→ **Exercise goal**:
Copy out each line of the material below with no changes.

→ **Provided data**:
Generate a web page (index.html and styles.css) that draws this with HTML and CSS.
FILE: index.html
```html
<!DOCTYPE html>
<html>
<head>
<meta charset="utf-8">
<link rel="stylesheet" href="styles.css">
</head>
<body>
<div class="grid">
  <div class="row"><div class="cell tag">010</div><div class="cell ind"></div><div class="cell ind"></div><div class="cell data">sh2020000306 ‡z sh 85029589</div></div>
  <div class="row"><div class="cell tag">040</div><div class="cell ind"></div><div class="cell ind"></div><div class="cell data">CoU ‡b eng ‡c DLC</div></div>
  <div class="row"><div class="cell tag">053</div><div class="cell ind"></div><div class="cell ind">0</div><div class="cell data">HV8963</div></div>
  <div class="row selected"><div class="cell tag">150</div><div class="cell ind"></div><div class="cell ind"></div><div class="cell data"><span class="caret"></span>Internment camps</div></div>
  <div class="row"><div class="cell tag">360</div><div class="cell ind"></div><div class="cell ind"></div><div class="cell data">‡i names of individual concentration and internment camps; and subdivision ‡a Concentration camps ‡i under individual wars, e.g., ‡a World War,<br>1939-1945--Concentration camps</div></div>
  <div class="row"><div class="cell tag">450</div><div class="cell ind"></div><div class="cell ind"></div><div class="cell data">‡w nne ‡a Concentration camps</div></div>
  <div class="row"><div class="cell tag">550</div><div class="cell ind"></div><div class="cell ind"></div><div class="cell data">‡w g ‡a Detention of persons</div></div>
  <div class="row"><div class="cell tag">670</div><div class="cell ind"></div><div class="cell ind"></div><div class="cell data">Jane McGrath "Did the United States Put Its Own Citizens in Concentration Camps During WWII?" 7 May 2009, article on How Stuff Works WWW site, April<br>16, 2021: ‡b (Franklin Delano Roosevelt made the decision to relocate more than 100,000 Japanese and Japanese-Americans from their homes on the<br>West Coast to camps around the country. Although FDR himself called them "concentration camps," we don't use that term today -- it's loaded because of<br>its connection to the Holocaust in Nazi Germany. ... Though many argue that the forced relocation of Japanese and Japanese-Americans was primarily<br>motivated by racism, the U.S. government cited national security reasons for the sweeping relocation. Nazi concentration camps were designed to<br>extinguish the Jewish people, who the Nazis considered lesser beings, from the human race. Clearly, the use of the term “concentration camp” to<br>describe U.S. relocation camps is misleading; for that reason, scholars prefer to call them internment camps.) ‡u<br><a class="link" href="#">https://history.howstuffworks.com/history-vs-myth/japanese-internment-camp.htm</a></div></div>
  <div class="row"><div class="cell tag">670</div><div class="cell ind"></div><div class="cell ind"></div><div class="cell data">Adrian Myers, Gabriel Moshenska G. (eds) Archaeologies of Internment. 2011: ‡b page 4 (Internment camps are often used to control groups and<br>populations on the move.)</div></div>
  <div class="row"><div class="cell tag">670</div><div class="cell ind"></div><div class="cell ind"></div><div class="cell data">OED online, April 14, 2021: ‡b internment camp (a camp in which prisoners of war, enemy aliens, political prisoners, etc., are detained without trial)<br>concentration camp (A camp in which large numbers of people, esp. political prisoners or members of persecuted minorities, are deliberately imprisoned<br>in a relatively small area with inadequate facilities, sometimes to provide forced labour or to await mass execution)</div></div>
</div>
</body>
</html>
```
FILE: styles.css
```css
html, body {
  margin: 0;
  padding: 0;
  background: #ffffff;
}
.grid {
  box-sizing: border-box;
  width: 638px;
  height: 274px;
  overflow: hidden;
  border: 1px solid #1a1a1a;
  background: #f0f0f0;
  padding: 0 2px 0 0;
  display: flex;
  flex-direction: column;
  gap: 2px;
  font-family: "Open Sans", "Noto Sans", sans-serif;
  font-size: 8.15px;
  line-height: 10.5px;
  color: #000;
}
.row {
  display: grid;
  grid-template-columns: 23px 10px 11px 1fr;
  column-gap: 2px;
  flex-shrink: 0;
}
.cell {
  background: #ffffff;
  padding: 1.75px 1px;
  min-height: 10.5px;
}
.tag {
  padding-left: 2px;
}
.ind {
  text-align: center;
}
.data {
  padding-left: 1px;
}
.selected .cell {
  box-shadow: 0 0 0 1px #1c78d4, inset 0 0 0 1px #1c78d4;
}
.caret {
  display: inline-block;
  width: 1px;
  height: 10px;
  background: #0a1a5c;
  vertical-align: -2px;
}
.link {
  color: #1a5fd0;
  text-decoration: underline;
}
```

→ **Expected answer**:
Generate a web page (index.html and styles.css) that draws this with HTML and CSS.
FILE: index.html
```html
<!DOCTYPE html>
<html>
<head>
<meta charset="utf-8">
<link rel="stylesheet" href="styles.css">
</head>
<body>
<div class="grid">
  <div class="row"><div class="cell tag">010</div><div class="cell ind"></div><div class="cell ind"></div><div class="cell data">sh2020000306 ‡z sh 85029589</div></div>
  <div class="row"><div class="cell tag">040</div><div class="cell ind"></div><div class="cell ind"></div><div class="cell data">CoU ‡b eng ‡c DLC</div></div>
  <div class="row"><div class="cell tag">053</div><div class="cell ind"></div><div class="cell ind">0</div><div class="cell data">HV8963</div></div>
  <div class="row selected"><div class="cell tag">150</div><div class="cell ind"></div><div class="cell ind"></div><div class="cell data"><span class="caret"></span>Internment camps</div></div>
  <div class="row"><div class="cell tag">360</div><div class="cell ind"></div><div class="cell ind"></div><div class="cell data">‡i names of individual concentration and internment camps; and subdivision ‡a Concentration camps ‡i under individual wars, e.g., ‡a World War,<br>1939-1945--Concentration camps</div></div>
  <div class="row"><div class="cell tag">450</div><div class="cell ind"></div><div class="cell ind"></div><div class="cell data">‡w nne ‡a Concentration camps</div></div>
  <div class="row"><div class="cell tag">550</div><div class="cell ind"></div><div class="cell ind"></div><div class="cell data">‡w g ‡a Detention of persons</div></div>
  <div class="row"><div class="cell tag">670</div><div class="cell ind"></div><div class="cell ind"></div><div class="cell data">Jane McGrath "Did the United States Put Its Own Citizens in Concentration Camps During WWII?" 7 May 2009, article on How Stuff Works WWW site, April<br>16, 2021: ‡b (Franklin Delano Roosevelt made the decision to relocate more than 100,000 Japanese and Japanese-Americans from their homes on the<br>West Coast to camps around the country. Although FDR himself called them "concentration camps," we don't use that term today -- it's loaded because of<br>its connection to the Holocaust in Nazi Germany. ... Though many argue that the forced relocation of Japanese and Japanese-Americans was primarily<br>motivated by racism, the U.S. government cited national security reasons for the sweeping relocation. Nazi concentration camps were designed to<br>extinguish the Jewish people, who the Nazis considered lesser beings, from the human race. Clearly, the use of the term “concentration camp” to<br>describe U.S. relocation camps is misleading; for that reason, scholars prefer to call them internment camps.) ‡u<br><a class="link" href="#">https://history.howstuffworks.com/history-vs-myth/japanese-internment-camp.htm</a></div></div>
  <div class="row"><div class="cell tag">670</div><div class="cell ind"></div><div class="cell ind"></div><div class="cell data">Adrian Myers, Gabriel Moshenska G. (eds) Archaeologies of Internment. 2011: ‡b page 4 (Internment camps are often used to control groups and<br>populations on the move.)</div></div>
  <div class="row"><div class="cell tag">670</div><div class="cell ind"></div><div class="cell ind"></div><div class="cell data">OED online, April 14, 2021: ‡b internment camp (a camp in which prisoners of war, enemy aliens, political prisoners, etc., are detained without trial)<br>concentration camp (A camp in which large numbers of people, esp. political prisoners or members of persecuted minorities, are deliberately imprisoned<br>in a relatively small area with inadequate facilities, sometimes to provide forced labour or to await mass execution)</div></div>
</div>
</body>
</html>
```
FILE: styles.css
```css
html, body {
  margin: 0;
  padding: 0;
  background: #ffffff;
}
.grid {
  box-sizing: border-box;
  width: 638px;
  height: 274px;
  overflow: hidden;
  border: 1px solid #1a1a1a;
  background: #f0f0f0;
  padding: 0 2px 0 0;
  display: flex;
  flex-direction: column;
  gap: 2px;
  font-family: "Open Sans", "Noto Sans", sans-serif;
  font-size: 8.15px;
  line-height: 10.5px;
  color: #000;
}
.row {
  display: grid;
  grid-template-columns: 23px 10px 11px 1fr;
  column-gap: 2px;
  flex-shrink: 0;
}
.cell {
  background: #ffffff;
  padding: 1.75px 1px;
  min-height: 10.5px;
}
.tag {
  padding-left: 2px;
}
.ind {
  text-align: center;
}
.data {
  padding-left: 1px;
}
.selected .cell {
  box-shadow: 0 0 0 1px #1c78d4, inset 0 0 0 1px #1c78d4;
}
.caret {
  display: inline-block;
  width: 1px;
  height: 10px;
  background: #0a1a5c;
  vertical-align: -2px;
}
.link {
  color: #1a5fd0;
  text-decoration: underline;
}
```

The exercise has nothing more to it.